Currently cloud infrastructures are mostly homogeneous -- composed of a large number of machines of the same type -- centrally managed and made available to the end user using the three standard delivery models: Infrastructure-as-a-service (IaaS), Platform-as-a-Service (PaaS) and Software-as-a-Service (SaaS). As clouds increase in size and as machines of different types are added to the infrastructure in order to maximise performance and power efficiency, heterogeneous clouds are being created. However, exploiting different architectures such as graphics processing units, many integrated cores and data flow engines, poses significant challenges.To efficiently access heterogeneous resources and, at the same time, to exploit these resources to reduce application development effort, to make optimisations easier and to simplify service deployment requires a reevaluation of our approach to service delivery.

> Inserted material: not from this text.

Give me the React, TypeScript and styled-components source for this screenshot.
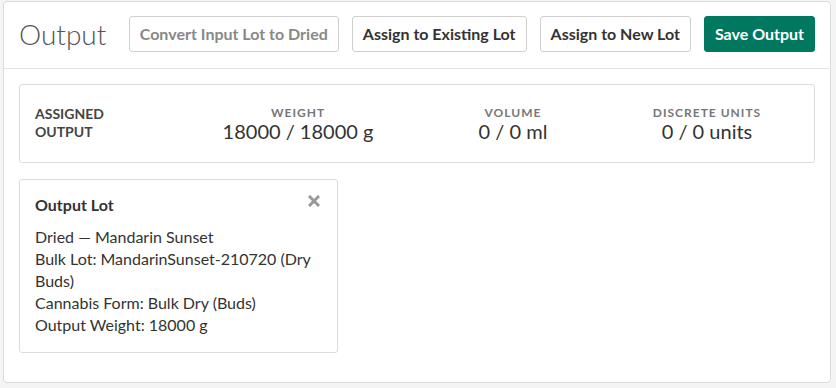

The evolving complexity of the cloud ecosystem will eventually render traditional cloud management techniques ineffectual. Self-organisation and self-management are powerful techniques for managing complexity. Some of our initial simulation results using self organisation and self optimisation indicate that these can be used as the basis of a new cloud management and delivery model capable of efficiently dealing with issues that arise at scale. Our preliminary work has centred on promoting access to power efficient heterogeneous resources by shifting the deployment and optimization effort from the consumer to the software stack running on the cloud infrastructure. With CloudLightning, we propose to extend this work and to build a cloud management and delivery infrastructure based on these principles.
Given the prohibitive expense associated with empirical experimentation on hyperscale cloud infrastructures, data gathered on our testbed will be used to simulate this infrastructure and to evaluate the self organisation approach in that context.